### Written instruction
Note each line that includes the word "components". Copy those lines.

'''

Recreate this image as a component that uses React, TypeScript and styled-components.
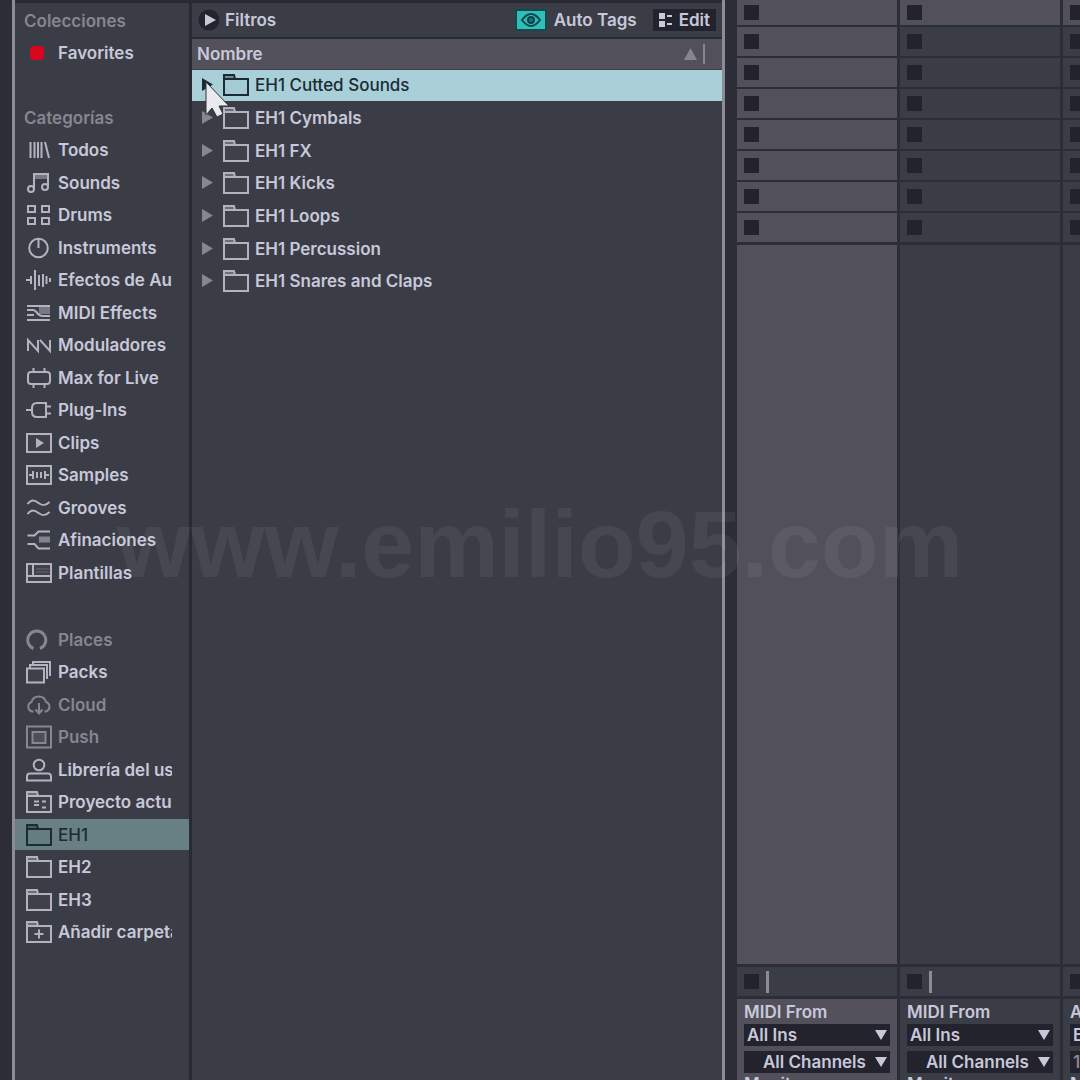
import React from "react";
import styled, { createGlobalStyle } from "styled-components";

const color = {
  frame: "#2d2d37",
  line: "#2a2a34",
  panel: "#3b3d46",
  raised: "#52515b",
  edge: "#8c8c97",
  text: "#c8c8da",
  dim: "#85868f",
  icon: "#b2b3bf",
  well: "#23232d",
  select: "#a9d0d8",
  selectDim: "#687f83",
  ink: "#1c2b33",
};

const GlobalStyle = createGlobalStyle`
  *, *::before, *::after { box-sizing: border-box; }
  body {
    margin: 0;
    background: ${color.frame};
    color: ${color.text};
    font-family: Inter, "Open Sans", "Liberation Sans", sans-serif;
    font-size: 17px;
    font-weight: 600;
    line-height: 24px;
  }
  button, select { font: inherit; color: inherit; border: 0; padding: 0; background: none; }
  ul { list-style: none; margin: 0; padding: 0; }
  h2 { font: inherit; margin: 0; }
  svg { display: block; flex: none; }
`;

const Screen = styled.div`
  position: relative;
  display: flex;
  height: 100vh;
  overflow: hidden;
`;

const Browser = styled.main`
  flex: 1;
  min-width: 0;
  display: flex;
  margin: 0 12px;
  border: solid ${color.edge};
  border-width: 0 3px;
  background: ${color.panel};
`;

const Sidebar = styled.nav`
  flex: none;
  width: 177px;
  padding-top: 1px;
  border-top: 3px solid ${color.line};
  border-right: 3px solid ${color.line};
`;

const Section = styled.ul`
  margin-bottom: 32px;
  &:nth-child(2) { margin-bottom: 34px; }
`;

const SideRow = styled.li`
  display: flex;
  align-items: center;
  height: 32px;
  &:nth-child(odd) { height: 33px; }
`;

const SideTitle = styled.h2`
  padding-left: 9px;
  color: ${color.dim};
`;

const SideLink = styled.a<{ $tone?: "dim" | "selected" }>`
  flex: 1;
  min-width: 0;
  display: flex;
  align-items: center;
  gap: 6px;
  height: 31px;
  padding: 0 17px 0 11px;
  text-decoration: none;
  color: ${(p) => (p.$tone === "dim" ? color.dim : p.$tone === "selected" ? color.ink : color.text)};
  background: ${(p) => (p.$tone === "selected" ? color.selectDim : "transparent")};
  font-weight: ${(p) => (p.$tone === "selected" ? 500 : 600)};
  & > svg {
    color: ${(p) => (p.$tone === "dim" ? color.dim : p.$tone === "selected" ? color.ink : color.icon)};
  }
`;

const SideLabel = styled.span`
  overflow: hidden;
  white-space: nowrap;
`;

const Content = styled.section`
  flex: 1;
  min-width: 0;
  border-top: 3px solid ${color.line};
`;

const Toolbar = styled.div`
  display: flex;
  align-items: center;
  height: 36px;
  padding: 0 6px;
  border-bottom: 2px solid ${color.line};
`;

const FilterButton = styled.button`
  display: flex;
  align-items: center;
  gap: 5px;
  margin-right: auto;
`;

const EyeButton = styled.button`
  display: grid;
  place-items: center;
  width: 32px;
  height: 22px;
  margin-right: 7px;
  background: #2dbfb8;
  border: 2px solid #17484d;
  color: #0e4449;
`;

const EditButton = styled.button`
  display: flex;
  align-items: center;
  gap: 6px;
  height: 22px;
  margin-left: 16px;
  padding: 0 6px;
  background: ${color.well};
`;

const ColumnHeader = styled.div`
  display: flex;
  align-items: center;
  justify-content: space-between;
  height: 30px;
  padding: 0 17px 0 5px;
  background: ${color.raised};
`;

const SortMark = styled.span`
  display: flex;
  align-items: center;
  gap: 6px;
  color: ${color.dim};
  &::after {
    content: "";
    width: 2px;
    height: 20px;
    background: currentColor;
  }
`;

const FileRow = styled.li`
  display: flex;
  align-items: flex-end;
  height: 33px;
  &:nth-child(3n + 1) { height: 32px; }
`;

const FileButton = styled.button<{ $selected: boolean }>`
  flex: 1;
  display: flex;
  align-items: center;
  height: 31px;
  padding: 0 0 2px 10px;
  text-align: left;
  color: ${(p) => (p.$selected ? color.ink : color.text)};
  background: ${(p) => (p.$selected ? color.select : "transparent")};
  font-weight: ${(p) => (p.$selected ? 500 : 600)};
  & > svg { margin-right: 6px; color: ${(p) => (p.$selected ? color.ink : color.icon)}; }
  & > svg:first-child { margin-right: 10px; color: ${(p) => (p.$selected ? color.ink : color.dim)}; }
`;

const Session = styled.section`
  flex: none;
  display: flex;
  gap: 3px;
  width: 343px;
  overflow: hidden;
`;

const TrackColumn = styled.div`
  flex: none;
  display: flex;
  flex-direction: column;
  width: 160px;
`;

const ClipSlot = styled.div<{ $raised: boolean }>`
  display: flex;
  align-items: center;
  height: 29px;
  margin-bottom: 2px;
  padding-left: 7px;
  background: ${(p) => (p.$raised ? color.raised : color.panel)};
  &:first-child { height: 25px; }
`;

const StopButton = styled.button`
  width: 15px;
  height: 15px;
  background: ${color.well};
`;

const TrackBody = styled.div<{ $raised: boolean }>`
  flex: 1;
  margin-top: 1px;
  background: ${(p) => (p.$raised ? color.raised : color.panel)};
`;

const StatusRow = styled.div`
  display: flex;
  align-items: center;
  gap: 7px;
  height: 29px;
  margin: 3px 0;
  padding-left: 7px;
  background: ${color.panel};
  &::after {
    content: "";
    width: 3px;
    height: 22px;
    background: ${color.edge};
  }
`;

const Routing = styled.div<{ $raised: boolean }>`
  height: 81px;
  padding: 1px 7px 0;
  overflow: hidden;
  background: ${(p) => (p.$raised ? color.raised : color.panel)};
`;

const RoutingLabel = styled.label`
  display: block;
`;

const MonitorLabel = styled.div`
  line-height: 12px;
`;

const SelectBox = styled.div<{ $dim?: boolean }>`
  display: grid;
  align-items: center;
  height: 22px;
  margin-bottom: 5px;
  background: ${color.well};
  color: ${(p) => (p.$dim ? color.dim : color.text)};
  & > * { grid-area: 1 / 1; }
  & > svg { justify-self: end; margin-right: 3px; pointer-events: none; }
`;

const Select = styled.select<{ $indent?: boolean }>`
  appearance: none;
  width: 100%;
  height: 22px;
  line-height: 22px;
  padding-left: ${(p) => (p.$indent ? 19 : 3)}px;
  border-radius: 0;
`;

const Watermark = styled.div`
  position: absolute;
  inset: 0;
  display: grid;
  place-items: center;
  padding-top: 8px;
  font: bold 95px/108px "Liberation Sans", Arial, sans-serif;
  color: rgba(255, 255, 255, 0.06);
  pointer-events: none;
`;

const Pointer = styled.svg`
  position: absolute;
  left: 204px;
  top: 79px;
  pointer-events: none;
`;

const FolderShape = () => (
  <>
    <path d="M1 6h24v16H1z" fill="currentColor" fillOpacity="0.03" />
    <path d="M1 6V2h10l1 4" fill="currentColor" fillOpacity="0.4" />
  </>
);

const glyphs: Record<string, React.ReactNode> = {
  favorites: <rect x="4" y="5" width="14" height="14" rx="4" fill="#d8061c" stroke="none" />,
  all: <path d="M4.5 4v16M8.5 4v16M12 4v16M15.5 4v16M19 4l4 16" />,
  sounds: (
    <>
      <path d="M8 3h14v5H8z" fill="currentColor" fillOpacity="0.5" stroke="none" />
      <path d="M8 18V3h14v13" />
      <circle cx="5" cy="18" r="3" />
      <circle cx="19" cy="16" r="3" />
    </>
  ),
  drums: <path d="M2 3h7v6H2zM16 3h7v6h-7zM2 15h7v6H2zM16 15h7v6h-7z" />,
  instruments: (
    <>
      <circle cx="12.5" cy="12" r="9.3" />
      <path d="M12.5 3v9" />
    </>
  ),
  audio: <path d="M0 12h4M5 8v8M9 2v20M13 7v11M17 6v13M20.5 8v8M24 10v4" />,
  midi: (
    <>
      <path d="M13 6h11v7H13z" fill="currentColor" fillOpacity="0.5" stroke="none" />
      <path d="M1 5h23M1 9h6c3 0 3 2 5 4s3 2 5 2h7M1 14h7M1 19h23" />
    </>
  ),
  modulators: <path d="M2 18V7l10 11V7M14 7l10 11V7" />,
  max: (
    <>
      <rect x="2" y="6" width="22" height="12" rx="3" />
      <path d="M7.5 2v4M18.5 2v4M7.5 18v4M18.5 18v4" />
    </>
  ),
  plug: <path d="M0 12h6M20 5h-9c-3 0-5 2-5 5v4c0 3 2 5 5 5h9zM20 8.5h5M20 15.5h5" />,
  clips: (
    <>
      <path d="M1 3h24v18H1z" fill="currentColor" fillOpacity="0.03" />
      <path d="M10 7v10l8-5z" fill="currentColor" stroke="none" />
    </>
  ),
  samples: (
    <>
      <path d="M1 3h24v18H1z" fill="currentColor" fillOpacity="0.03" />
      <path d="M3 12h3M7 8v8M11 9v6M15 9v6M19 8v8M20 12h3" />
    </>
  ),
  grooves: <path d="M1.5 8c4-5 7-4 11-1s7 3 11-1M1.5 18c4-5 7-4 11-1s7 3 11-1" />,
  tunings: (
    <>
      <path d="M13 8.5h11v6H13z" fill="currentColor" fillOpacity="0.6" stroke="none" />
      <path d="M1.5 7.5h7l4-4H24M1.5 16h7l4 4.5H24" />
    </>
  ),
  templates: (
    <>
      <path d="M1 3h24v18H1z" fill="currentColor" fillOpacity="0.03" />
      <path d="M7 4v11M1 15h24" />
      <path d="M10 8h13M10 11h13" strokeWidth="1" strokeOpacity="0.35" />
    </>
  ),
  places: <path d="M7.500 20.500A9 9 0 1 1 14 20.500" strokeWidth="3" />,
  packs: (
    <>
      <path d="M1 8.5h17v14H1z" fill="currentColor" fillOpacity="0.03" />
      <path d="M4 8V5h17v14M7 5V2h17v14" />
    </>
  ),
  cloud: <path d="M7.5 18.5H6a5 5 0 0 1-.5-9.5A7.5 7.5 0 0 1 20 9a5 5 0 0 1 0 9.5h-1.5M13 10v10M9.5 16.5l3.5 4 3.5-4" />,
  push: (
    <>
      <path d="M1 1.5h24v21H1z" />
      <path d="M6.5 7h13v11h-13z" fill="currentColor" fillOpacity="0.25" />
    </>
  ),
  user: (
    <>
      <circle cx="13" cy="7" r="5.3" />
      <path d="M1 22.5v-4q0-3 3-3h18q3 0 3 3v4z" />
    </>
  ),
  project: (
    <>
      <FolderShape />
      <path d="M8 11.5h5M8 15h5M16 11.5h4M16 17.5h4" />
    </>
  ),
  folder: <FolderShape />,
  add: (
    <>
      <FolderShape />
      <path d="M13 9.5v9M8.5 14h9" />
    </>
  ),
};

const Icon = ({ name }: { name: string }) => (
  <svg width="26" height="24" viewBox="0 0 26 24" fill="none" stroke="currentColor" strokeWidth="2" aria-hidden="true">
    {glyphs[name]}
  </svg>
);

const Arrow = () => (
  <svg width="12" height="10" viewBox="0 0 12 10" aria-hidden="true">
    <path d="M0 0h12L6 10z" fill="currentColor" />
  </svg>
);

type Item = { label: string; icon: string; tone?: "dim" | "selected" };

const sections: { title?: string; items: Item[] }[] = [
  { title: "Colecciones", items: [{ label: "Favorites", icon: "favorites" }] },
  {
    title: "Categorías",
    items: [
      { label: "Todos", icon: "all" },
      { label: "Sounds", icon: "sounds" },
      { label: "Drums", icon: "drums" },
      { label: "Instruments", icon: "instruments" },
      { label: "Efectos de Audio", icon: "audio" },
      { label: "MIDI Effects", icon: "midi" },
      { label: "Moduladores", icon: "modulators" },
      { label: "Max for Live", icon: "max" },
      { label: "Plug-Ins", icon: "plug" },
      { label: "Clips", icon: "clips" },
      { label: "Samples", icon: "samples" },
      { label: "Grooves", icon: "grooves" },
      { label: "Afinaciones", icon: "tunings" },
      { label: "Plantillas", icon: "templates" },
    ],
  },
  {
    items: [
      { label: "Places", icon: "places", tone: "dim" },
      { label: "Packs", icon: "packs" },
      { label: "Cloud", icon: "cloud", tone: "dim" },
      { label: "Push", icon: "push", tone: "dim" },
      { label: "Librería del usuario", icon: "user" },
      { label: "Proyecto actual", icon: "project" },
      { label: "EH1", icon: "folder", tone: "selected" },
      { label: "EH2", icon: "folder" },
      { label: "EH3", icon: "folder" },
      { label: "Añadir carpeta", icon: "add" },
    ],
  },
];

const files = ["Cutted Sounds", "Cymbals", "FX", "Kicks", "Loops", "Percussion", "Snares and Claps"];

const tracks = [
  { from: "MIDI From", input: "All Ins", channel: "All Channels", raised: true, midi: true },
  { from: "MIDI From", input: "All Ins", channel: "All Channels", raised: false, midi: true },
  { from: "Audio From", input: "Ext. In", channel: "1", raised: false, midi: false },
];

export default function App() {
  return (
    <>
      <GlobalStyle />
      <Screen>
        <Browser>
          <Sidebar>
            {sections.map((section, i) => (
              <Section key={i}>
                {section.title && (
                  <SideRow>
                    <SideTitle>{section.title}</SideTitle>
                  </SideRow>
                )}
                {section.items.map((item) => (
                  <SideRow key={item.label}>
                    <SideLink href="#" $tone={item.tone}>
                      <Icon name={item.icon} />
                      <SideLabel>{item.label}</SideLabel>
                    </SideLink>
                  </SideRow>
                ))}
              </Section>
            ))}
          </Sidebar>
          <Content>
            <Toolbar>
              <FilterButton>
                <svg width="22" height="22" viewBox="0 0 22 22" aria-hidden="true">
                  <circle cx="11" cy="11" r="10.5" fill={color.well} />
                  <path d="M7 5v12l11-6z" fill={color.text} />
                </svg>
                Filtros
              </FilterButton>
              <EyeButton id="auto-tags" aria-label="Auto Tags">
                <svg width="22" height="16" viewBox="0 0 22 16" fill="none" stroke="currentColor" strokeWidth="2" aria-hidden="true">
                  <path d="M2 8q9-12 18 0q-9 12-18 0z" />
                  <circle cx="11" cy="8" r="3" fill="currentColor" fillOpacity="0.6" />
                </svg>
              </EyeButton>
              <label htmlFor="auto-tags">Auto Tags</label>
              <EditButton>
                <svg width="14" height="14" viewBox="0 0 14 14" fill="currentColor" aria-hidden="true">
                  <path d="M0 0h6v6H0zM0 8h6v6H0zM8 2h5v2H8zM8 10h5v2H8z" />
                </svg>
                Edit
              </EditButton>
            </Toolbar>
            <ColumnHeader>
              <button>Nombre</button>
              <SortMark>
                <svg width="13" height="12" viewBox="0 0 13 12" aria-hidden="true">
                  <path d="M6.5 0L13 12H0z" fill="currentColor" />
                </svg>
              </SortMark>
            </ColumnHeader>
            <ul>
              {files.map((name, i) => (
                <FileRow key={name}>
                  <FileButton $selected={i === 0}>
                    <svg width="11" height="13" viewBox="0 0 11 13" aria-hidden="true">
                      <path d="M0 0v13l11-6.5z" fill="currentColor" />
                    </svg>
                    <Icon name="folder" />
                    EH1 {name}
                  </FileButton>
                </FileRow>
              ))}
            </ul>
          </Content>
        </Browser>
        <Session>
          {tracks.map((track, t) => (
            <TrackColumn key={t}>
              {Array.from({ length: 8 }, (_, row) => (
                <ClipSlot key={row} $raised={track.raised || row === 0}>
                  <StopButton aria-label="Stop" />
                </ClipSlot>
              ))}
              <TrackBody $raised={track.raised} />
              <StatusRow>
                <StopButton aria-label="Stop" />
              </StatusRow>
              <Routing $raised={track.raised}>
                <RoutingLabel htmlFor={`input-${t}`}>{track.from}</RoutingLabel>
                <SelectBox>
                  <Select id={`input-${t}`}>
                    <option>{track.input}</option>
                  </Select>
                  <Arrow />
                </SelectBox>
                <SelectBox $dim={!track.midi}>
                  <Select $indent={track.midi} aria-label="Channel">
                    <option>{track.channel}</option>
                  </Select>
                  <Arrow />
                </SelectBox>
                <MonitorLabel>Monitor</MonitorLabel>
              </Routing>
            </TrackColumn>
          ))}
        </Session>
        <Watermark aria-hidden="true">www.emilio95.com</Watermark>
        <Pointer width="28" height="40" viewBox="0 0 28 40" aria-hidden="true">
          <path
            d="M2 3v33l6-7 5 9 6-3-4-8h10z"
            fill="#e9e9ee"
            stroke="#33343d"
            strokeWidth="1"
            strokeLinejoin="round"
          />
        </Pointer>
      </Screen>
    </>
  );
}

'''

### Full solution
Recreate this image as a component that uses React, TypeScript and styled-components.
import styled, { createGlobalStyle } from "styled-components";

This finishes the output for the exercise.